(Educational) Community (of Care)
Rosanna Cima
University of Verona

The term community originates from the Latin communitas; munus originally meant gift, obligation, and engagement. Gift in this case is to be understood in its dual meaning of an act generating life, matrix, maternal womb and a gift to give, that is, offering/giving up what is most intimate for the cum, being together. This meaning of communitas shows the value of bond and debt, gratitude and reciprocity.
The concept of community is employed in many disciplinary areas with different meanings: in sociology, to describe social organizations, and in anthropology to define, for example, linguistic, kin and religious communities. In general, the concept indicates a world view that is the expression of sharing in a broad sense.
Community may be understood as a continuous way of relating in which its members share spaces, times, affection, and purposes. It educates its members to a specific cultural environment, to adhere to this environment through different degrees of awareness and intentionality in well-defined places or, more widely, in daily informal experience (Tramma, 2014).
According to Simone Weil (1990/1949), community meets the “essential needs” of every human being and offers security and protection through mutual respect and compliance with the laws. Each individual participates in a community and in the life of the whole similar to every single part of the human body. Cooperative relationships are based on responsibility towards the community, equal dignity and all members engaging with the others in the common search for truth. Weil evokes the image of rootedness and uprooting to convey the terms of the human pursuit for an ideal community and the risks of losing it.
Social, environmental and economic transformations call for a rethinking of how we understand and live community: the multiple forms of belonging to groups and communities that characterize people and societies calls for a culture of encounter. The exercise of ‘mutual maieutics’, gratitude and interdependence (Dolci, 1972) makes it possible to process the conflicts and energies borne by differences as a measure connecting each individual community to the others.
The notion of community care refers to a community’s ability to take care of itself, in general, and of its members, more specifically. In particular, the school is the place par excellence in which educational practices can be used to constitute a community of care that embracing the risk of encountering the other and engages in dialogue with the different forms of education found in society.

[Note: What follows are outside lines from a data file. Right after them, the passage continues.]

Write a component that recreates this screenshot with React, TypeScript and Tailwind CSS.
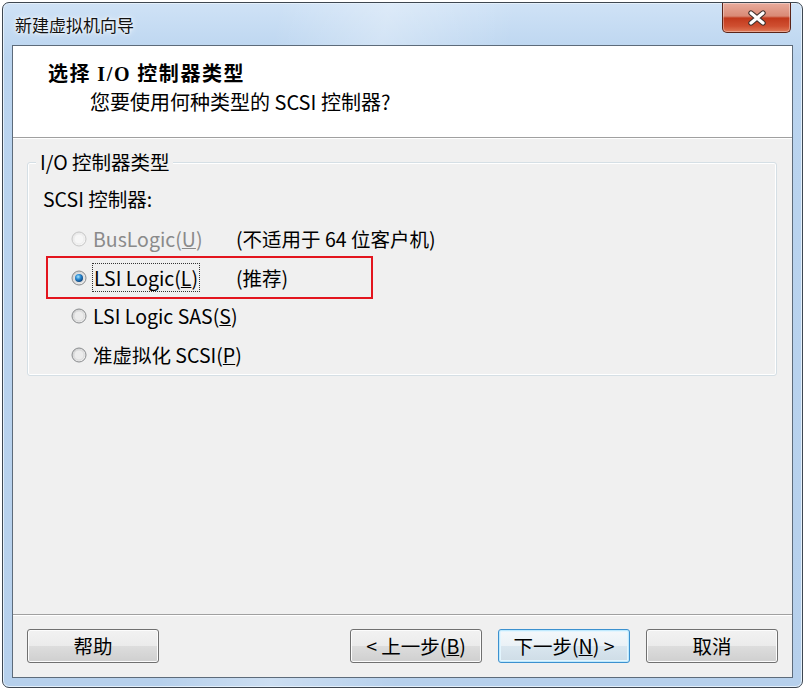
import React from 'react';

type RadioState = 'disabled' | 'normal' | 'checked';

const Radio = ({ state, id }: { state: RadioState; id: string }) => {
  const ring = state === 'disabled' ? '#c6c6c6' : '#8a8c8e';
  return (
    <svg width="16" height="16" viewBox="0 0 16 16" className="shrink-0">
      <defs>
        <linearGradient id={`${id}-bg`} x1="0" y1="0" x2="1" y2="1">
          <stop offset="0" stopColor={state === 'disabled' ? '#e4e4e4' : '#c9cacb'} />
          <stop offset="1" stopColor={state === 'disabled' ? '#fbfbfb' : '#f6f6f6'} />
        </linearGradient>
        <radialGradient id={`${id}-dot`} cx="0.4" cy="0.35" r="0.7">
          <stop offset="0" stopColor="#a6e6ff" />
          <stop offset="0.45" stopColor="#2b8ad2" />
          <stop offset="1" stopColor="#0a3b73" />
        </radialGradient>
      </defs>
      <circle cx="8" cy="8" r="7" fill={`url(#${id}-bg)`} stroke={ring} strokeWidth="1" />
      <circle cx="8" cy="8" r="5" fill={state === 'disabled' ? '#f6f6f6' : '#ececec'} stroke={state === 'disabled' ? '#ededed' : '#dcdcdc'} strokeWidth="1" />
      {state === 'checked' && <circle cx="8" cy="8" r="4" fill={`url(#${id}-dot)`} />}
    </svg>
  );
};

const Btn = ({ children, primary }: { children: React.ReactNode; primary?: boolean }) => (
  <button
    className={`w-[132px] h-[34px] rounded-[3px] border text-[19.5px] leading-[24px] text-black flex items-center justify-center ${
      primary
        ? 'border-[#3c91cf] shadow-[inset_0_0_0_1px_#bfe9fd,inset_0_0_0_2px_#e3f5fe] bg-[linear-gradient(180deg,#f4f8fb_0%,#eaf1f6_50%,#d9e6ef_50%,#cedce6_100%)]'
        : 'border-[#707070] shadow-[inset_0_0_0_1px_#fcfcfc] bg-[linear-gradient(180deg,#f2f2f2_0%,#ebebeb_50%,#dddddd_50%,#cfcfcf_100%)]'
    }`}
  >
    {children}
  </button>
);

const App = () => {
  return (
    <div className="w-[806px] h-[690px] bg-white p-[2px] font-['Noto_Sans_CJK_SC',sans-serif]">
      <div className="w-[801px] h-[686px] rounded-[7px] border border-[#3e4751] flex flex-col bg-[linear-gradient(100deg,rgba(255,255,255,0)_30%,rgba(255,255,255,0.3)_42%,rgba(255,255,255,0)_56%),linear-gradient(180deg,#cfe2f6_0%,#bad4ef_8%,#b6d0ec_100%)] shadow-[inset_0_0_0_1px_#e4f0fb]">
        {/* title bar */}
        <div className="h-[42px] flex items-start justify-between pl-[12px] pr-[11px]">
          <div className="pt-[10px] text-[17px] leading-[24px] text-[#111] [text-shadow:0_0_6px_#ffffff,0_0_3px_#ffffff]">
            新建虚拟机向导
          </div>
          <div className="w-[69px] h-[30px] rounded-b-[5px] border border-t-0 border-[#5b2418] flex items-center justify-center bg-[linear-gradient(180deg,#e9ab9c_0%,#d98a76_45%,#c2391c_52%,#cf4f31_80%,#e07a58_100%)] shadow-[inset_0_0_0_1px_rgba(255,255,255,0.35)]">
            <svg width="22" height="16" viewBox="0 0 22 16">
              <path d="M5 3 L17 13 M17 3 L5 13" stroke="#40302c" strokeWidth="5.4" strokeLinecap="round" />
              <path d="M5 3 L17 13 M17 3 L5 13" stroke="#ffffff" strokeWidth="3.2" strokeLinecap="round" />
            </svg>
          </div>
        </div>

        {/* client */}
        <div className="flex-1 mx-[9px] mb-[9px] border border-[#5d6b7a] bg-[#f0f0f0] flex flex-col text-black">
          <div className="h-[92px] bg-white border-b border-[#a0a0a0] pl-[35px] pt-[14px]">
            <div className="text-[20px] leading-[26px] font-bold tracking-[1.6px]">
              选择 <span className="font-['Liberation_Serif',serif]">I/O</span> 控制器类型
            </div>
            <div className="mt-[2px] pl-[42px] text-[20px] leading-[26px]">您要使用何种类型的 SCSI 控制器?</div>
          </div>

          <div className="flex-1 border-t border-white">
            <div className="mt-[23px] ml-[14px] mr-[15px] border border-[#d5dfe5] rounded-[3px] shadow-[inset_0_0_0_1px_#ffffff] pb-[1px] text-[19.5px] leading-[24px]">
              <div className="-mt-[13px] ml-[8px] px-[4px] w-fit bg-[#f0f0f0]">I/O 控制器类型</div>
              <div className="mt-[13px] pl-[15px]">SCSI 控制器:</div>
              <div className="mt-[9px] pl-[43px]">
                <div className="h-[38.5px] flex items-center">
                  <Radio state="disabled" id="r1" />
                  <span className="ml-[6px] w-[143px] text-[#8a8a8a]">
                    BusLogic(<span className="underline">U</span>)
                  </span>
                  <span>(不适用于 64 位客户机)</span>
                </div>
                <div className="h-[38.5px] flex items-center relative">
                  <div className="absolute -left-[25px] top-[-3px] w-[327px] h-[43px] border-2 border-[#e3151e]" />
                  <Radio state="checked" id="r2" />
                  <span className="ml-[5px] w-[144px]">
                    <span className="inline-block border border-dotted border-[#333] px-[1px] leading-[27px]">
                      LSI Logic(<span className="underline">L</span>)
                    </span>
                  </span>
                  <span>(推荐)</span>
                </div>
                <div className="h-[38.5px] flex items-center">
                  <Radio state="normal" id="r3" />
                  <span className="ml-[6px]">
                    LSI Logic SAS(<span className="underline">S</span>)
                  </span>
                </div>
                <div className="h-[38.5px] flex items-center">
                  <Radio state="normal" id="r4" />
                  <span className="ml-[6px]">
                    准虚拟化 SCSI(<span className="underline">P</span>)
                  </span>
                </div>
              </div>
            </div>
          </div>

          <div className="border-t border-[#a0a0a0]">
            <div className="border-t border-white pt-[13px] pb-[14px] px-[14px] flex items-center">
              <Btn>帮助</Btn>
              <div className="ml-auto flex gap-[16px]">
                <Btn>
                  &lt; 上一步(<span className="underline">B</span>)
                </Btn>
                <Btn primary>
                  下一步(<span className="underline">N</span>) &gt;
                </Btn>
                <Btn>取消</Btn>
              </div>
            </div>
          </div>
        </div>
      </div>
    </div>
  );
};

export default App;
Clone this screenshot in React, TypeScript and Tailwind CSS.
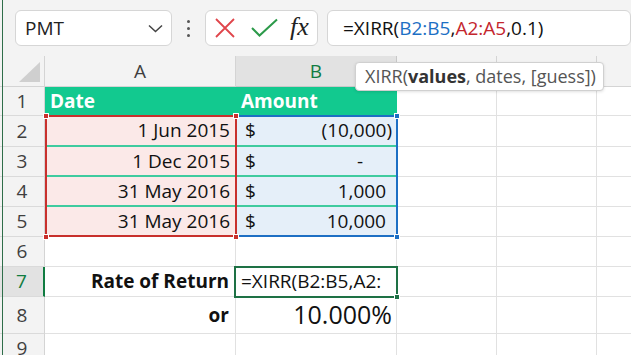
import React from "react";

type Entry = {
  date: string;
  value: string;
  h: string;
  pr: string;
  last?: boolean;
};

const entries: Entry[] = [
  { date: "1 Jun 2015", value: "(10,000)", h: "h-[31px]", pr: "pr-[4px]" },
  { date: "1 Dec 2015", value: "-", h: "h-[30px]", pr: "pr-[33px]" },
  { date: "31 May 2016", value: "1,000", h: "h-[30px]", pr: "pr-[10px]" },
  { date: "31 May 2016", value: "10,000", h: "h-[30px]", pr: "pr-[10px]", last: true },
];

function RowHead({ n, active }: { n: number; active?: boolean }) {
  return (
    <div
      className={`w-[45px] shrink-0 flex items-center justify-center text-[19px] border-b border-b-[#dadada] ${
        active
          ? "bg-[#e2e2e2] text-[#107c41] border-r-2 border-r-[#107c41]"
          : "bg-[#f3f3f3] text-[#3f3f3f] border-r border-r-[#d4d4d4]"
      }`}
    >
      {n}
    </div>
  );
}

// columns C, D, E are empty
function EmptyCells() {
  return (
    <>
      <div className="w-[100px] shrink-0 border-r border-b border-[#e1e1e1]" />
      <div className="w-[100px] shrink-0 border-r border-b border-[#e1e1e1]" />
      <div className="flex-1 border-b border-[#e1e1e1]" />
    </>
  );
}

function Handle({ className }: { className: string }) {
  return <div className={`absolute w-[6px] h-[6px] border border-white ${className}`} />;
}

export default function App() {
  return (
    <div className="relative w-[631px] h-[355px] overflow-hidden bg-white font-['Open_Sans',sans-serif] text-[#111]">
      {/* Formula bar */}
      <div className="h-[56px] bg-[#f3f3f3] flex items-center pl-[15px]">
        <div className="w-[157px] h-[36px] shrink-0 bg-white border border-[#d6d6d6] rounded-[6px] flex items-center justify-between pl-[9px] pr-[8px]">
          <span className="text-[19px] text-[#222]">PMT</span>
          <svg width="15" height="9" viewBox="0 0 15 9" fill="none">
            <path d="M1 1.5 L7.5 7.5 L14 1.5" stroke="#444" strokeWidth="1.5" />
          </svg>
        </div>
        <div className="w-[33px] shrink-0 flex flex-col items-center gap-[4px]">
          <div className="w-[3px] h-[3px] rounded-full bg-[#555]" />
          <div className="w-[3px] h-[3px] rounded-full bg-[#555]" />
          <div className="w-[3px] h-[3px] rounded-full bg-[#555]" />
        </div>
        <div className="w-[113px] h-[36px] shrink-0 bg-white border border-[#d6d6d6] rounded-[6px] flex items-center pl-[9px]">
          <svg width="20" height="20" viewBox="0 0 20 20" fill="none">
            <path d="M1 1 L19 19 M19 1 L1 19" stroke="#e0454b" strokeWidth="1.8" />
          </svg>
          <svg width="27" height="20" viewBox="0 0 27 20" fill="none" className="ml-[16px]">
            <path d="M1 10 L8.5 17.5 L26 1.5" stroke="#2c9a4a" strokeWidth="2" />
          </svg>
          <span className="ml-[12px] font-['Liberation_Serif',serif] italic text-[26px] leading-none text-[#222] -mt-[3px]">
            fx
          </span>
        </div>
        <div className="w-[304px] h-[36px] shrink-0 ml-[9px] bg-white border border-[#d6d6d6] rounded-[6px] flex items-center pl-[15px] text-[19px] whitespace-nowrap">
          <span>=XIRR(</span>
          <span className="text-[#1d6fc4]">B2:B5</span>
          <span>,</span>
          <span className="text-[#c4262e]">A2:A5</span>
          <span>,0.1)</span>
        </div>
      </div>

      {/* Column headers */}
      <div className="h-[31px] flex bg-[#f3f3f3] text-[19px] text-[#3f3f3f]">
        <div className="w-[45px] shrink-0 relative border-r border-b border-[#d4d4d4]">
          <svg width="21" height="20" viewBox="0 0 21 20" className="absolute left-[19px] top-[6px]">
            <polygon points="21,0 21,20 0,20" fill="#cfcfcf" />
          </svg>
        </div>
        <div className="w-[191px] shrink-0 flex items-center justify-center border-r border-b border-[#d4d4d4]">
          A
        </div>
        <div className="w-[161px] shrink-0 flex items-center justify-center bg-[#e2e2e2] text-[#107c41] border-r border-b border-[#c8c8c8]">
          B
        </div>
        <div className="w-[100px] shrink-0 border-r border-b border-[#d4d4d4]" />
        <div className="w-[100px] shrink-0 border-r border-b border-[#d4d4d4]" />
        <div className="flex-1 border-b border-[#d4d4d4]" />
      </div>

      {/* Grid body */}
      <div className="relative text-[19px]">
        {/* Row 1 */}
        <div className="h-[29px] flex">
          <RowHead n={1} />
          <div className="w-[352px] shrink-0 flex bg-[#12c98f] text-white font-bold">
            <div className="w-[191px] flex items-center pl-[5px]">Date</div>
            <div className="flex-1 flex items-center pl-[5px]">Amount</div>
          </div>
          <EmptyCells />
        </div>

        {/* Rows 2-5 */}
        {entries.map((e, i) => (
          <div key={i} className={`${e.h} flex`}>
            <RowHead n={i + 2} />
            <div
              className={`w-[191px] shrink-0 flex items-center justify-end pr-[6px] bg-[#fbe9e8] ${
                e.last ? "border-b border-[#e1e1e1]" : "border-b-2 border-[#3fcb9f]"
              }`}
            >
              {e.date}
            </div>
            <div
              className={`w-[161px] shrink-0 flex items-center justify-between pl-[9px] ${e.pr} bg-[#e5eff9] border-r border-r-[#e1e1e1] ${
                e.last ? "border-b border-b-[#e1e1e1]" : "border-b-2 border-b-[#3fcb9f]"
              }`}
            >
              <span>$</span>
              <span>{e.value}</span>
            </div>
            <EmptyCells />
          </div>
        ))}

        {/* Row 6 */}
        <div className="h-[30px] flex">
          <RowHead n={6} />
          <div className="w-[191px] shrink-0 border-r border-b border-[#e1e1e1]" />
          <div className="w-[161px] shrink-0 border-r border-b border-[#e1e1e1]" />
          <EmptyCells />
        </div>

        {/* Row 7 */}
        <div className="h-[30px] flex">
          <RowHead n={7} active />
          <div className="w-[191px] shrink-0 flex items-center justify-end pr-[6px] font-bold border-r border-b border-[#e1e1e1]">
            Rate of Return
          </div>
          <div className="w-[161px] shrink-0 flex items-center pl-[5px] overflow-hidden whitespace-nowrap border-r border-b border-[#e1e1e1]">
            =XIRR(B2:B5,A2:
          </div>
          <EmptyCells />
        </div>

        {/* Row 8 */}
        <div className="h-[37px] flex">
          <RowHead n={8} />
          <div className="w-[191px] shrink-0 flex items-center justify-end pr-[6px] font-bold border-r border-b border-[#e1e1e1]">
            or
          </div>
          <div className="w-[161px] shrink-0 flex items-center justify-end pr-[4px] text-[25px] border-r border-b border-[#e1e1e1]">
            10.000%
          </div>
          <EmptyCells />
        </div>

        {/* Row 9 */}
        <div className="h-[30px] flex">
          <RowHead n={9} />
          <div className="w-[191px] shrink-0 border-r border-b border-[#e1e1e1]" />
          <div className="w-[161px] shrink-0 border-r border-b border-[#e1e1e1]" />
          <EmptyCells />
        </div>

        {/* Range highlights: B2:B5 blue, A2:A5 red */}
        <div className="absolute left-[235px] top-[28px] w-[163px] h-[122px] border-2 border-[#1d6fc4]" />
        <Handle className="left-[394px] top-[26px] bg-[#1d6fc4]" />
        <Handle className="left-[394px] top-[147px] bg-[#1d6fc4]" />
        <div className="absolute left-[45px] top-[28px] w-[192px] h-[122px] border-2 border-[#c8302c]" />
        <Handle className="left-[43px] top-[26px] bg-[#c8302c]" />
        <Handle className="left-[233px] top-[26px] bg-[#c8302c]" />
        <Handle className="left-[43px] top-[147px] bg-[#c8302c]" />
        <Handle className="left-[233px] top-[147px] bg-[#c8302c]" />

        {/* Active cell B7 */}
        <div className="absolute left-[234px] top-[179px] w-[164px] h-[32px] border-2 border-[#1e7145]" />
        <div className="absolute left-[394px] top-[207px] w-[6px] h-[6px] bg-[#1e7145] border border-white" />
      </div>

      {/* Function tooltip */}
      <div className="absolute left-[355px] top-[62px] w-[249px] h-[29px] bg-white border border-[#d0d0d0] rounded-[4px] shadow-[0_1px_3px_rgba(0,0,0,0.12)] flex items-center pl-[9px] text-[18px] text-[#555] whitespace-nowrap">
        XIRR(<span className="font-bold text-[#333]">values</span>, dates, [guess])
      </div>

      {/* Window edge */}
      <div className="absolute left-[2px] top-0 w-px h-full bg-[#2f6e4a]" />
    </div>
  );
}
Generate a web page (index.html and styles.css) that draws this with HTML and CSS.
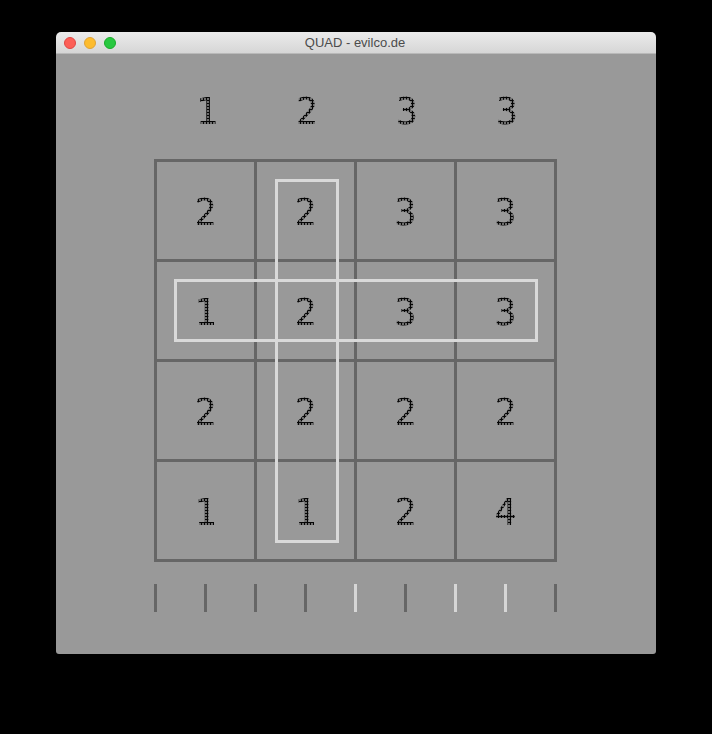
FILE: index.html
```html
<!DOCTYPE html>
<html>
<head>
<meta charset="utf-8">
<title>QUAD - evilco.de</title>
<link rel="stylesheet" href="styles.css">
</head>
<body>
<div class="window">
  <div class="titlebar">
    <div class="lights">
      <span class="light red"></span>
      <span class="light yellow"></span>
      <span class="light green"></span>
    </div>
    <div class="title">QUAD - evilco.de</div>
  </div>
  <div class="content">
    <div class="header">
      <div class="num"><span class="digit">1</span></div>
      <div class="num"><span class="digit">2</span></div>
      <div class="num"><span class="digit">3</span></div>
      <div class="num"><span class="digit">3</span></div>
    </div>
    <div class="board">
      <div class="cell"><span class="digit">2</span></div>
      <div class="cell"><span class="digit">2</span></div>
      <div class="cell"><span class="digit">3</span></div>
      <div class="cell"><span class="digit">3</span></div>
      <div class="cell"><span class="digit">1</span></div>
      <div class="cell"><span class="digit">2</span></div>
      <div class="cell"><span class="digit">3</span></div>
      <div class="cell"><span class="digit">3</span></div>
      <div class="cell"><span class="digit">2</span></div>
      <div class="cell"><span class="digit">2</span></div>
      <div class="cell"><span class="digit">2</span></div>
      <div class="cell"><span class="digit">2</span></div>
      <div class="cell"><span class="digit">1</span></div>
      <div class="cell"><span class="digit">1</span></div>
      <div class="cell"><span class="digit">2</span></div>
      <div class="cell"><span class="digit">4</span></div>
      <div class="hl hl-col"></div>
      <div class="hl hl-row"></div>
    </div>
    <div class="ticks">
      <span class="tick"></span>
      <span class="tick"></span>
      <span class="tick"></span>
      <span class="tick"></span>
      <span class="tick on"></span>
      <span class="tick"></span>
      <span class="tick on"></span>
      <span class="tick on"></span>
      <span class="tick"></span>
    </div>
  </div>
</div>
</body>
</html>
```

FILE: styles.css
```css
html, body {
  margin: 0;
  padding: 0;
  background: #000;
}
body {
  width: 712px;
  height: 734px;
  overflow: hidden;
  font-family: "Liberation Sans", Arial, sans-serif;
}
.window {
  margin: 32px 0 0 56px;
  width: 600px;
  border-radius: 5px 5px 3px 3px;
  overflow: hidden;
}
.titlebar {
  position: relative;
  height: 22px;
  background: linear-gradient(#ebebeb, #d6d6d6);
  border-bottom: 1px solid #b9b9b9;
  box-sizing: border-box;
  display: flex;
  align-items: center;
  justify-content: center;
}
.lights {
  position: absolute;
  left: 8px;
  top: 5px;
  display: flex;
  gap: 8px;
}
.light {
  width: 12px;
  height: 12px;
  border-radius: 50%;
  box-sizing: border-box;
}
.red { background: #fc5f57; border: 1px solid #df4744; }
.yellow { background: #fdbc2e; border: 1px solid #dea236; }
.green { background: #28c840; border: 1px solid #1aab29; }
.title {
  font-size: 13px;
  color: #4c4c4c;
  line-height: 22px;
  margin-left: -2px;
}
.content {
  height: 600px;
  background: #999999;
  padding-left: 98px;
  box-sizing: border-box;
}
.header {
  display: flex;
  padding: 10px 0 0 3px;
  box-sizing: border-box;
  height: 105px;
}
.num {
  width: 100px;
  height: 95px;
  display: flex;
  align-items: center;
  justify-content: center;
}
.digit {
  font-family: "DejaVu Sans Mono", monospace;
  font-size: 37px;
  line-height: 1;
  color: transparent;
  background-image: radial-gradient(circle, #050505 1.2px, transparent 1.5px);
  background-size: 3px 3px;
  -webkit-background-clip: text;
  background-clip: text;
}
.board {
  position: relative;
  display: grid;
  grid-template-columns: repeat(4, 97px);
  grid-template-rows: repeat(4, 97px);
  gap: 3px;
  padding: 3px;
  width: 403px;
  box-sizing: border-box;
  background: #666666;
}
.cell {
  background: #999999;
  display: flex;
  align-items: center;
  justify-content: center;
  padding-top: 4px;
  box-sizing: border-box;
}
.hl {
  position: absolute;
  border: 3px solid #d9d9d9;
  box-sizing: border-box;
}
.hl-col {
  left: 121px;
  top: 20px;
  width: 64px;
  height: 364px;
}
.hl-row {
  left: 20px;
  top: 120px;
  width: 364px;
  height: 63px;
}
.ticks {
  display: flex;
  gap: 47px;
  margin-top: 22px;
}
.tick {
  width: 3px;
  height: 28px;
  background: #666666;
}
.tick.on {
  background: #d6d6d6;
}
```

A school, understood as an educational care community, builds equity by giving voice to the different communities it encompasses, collective memories, and situated and gendered forms of knowledge. Caring is a vital ordering principle in that it nourishes the relational fabric through caring for oneself, others, living beings and the spiritual sphere (Mortari, 2002).
The school-community nexus of educational care contributes to developing civic and social engagement by focusing attention on the systems of relationships both within the school space and between it and the different external communities that constitute students and teachers’ living environment. Educational work with small groups of girls and boys may activate civic and social commitment and foster the building of relationships among communities (Cook et al., 2020). When the school welcomes and learns from the community experiences of its youngest members, it becomes an educating community that is capable of being educated in turn by its students.
It is this multifaceted meaning of the term community that runs throughout the different research activities of the RE-SERVES project.

Selected references

Cook, A. L., & Brodsky, L. M., Walker, W., Ruiz, B. (2020). Building Community Group Intervention: Exploring Outcomes on Multicultural and Civic Engagement Skills with Upper Elementary Students, Contemporary School Psychology, 1-17.
https://link.springer.com/content/pdf/10.1007/s40688-020-00273-1.pdf

Dolci, D. (1972). Inventare il futuro. Laterza.

Mortari, L. (2002). Aver cura della vita della mente. La Nuova Italia.

Weil, S. (1990). La prima radice. (Fortini, F., Trad. it.) SE SRL. (Originariamente pubblicato nel 1949)

Tramma, S. (2014). Comunità. In W. Brandani & S. Tramma (Cur.), Dizionario del lavoro educativo (pp.79-81). Carocci editore.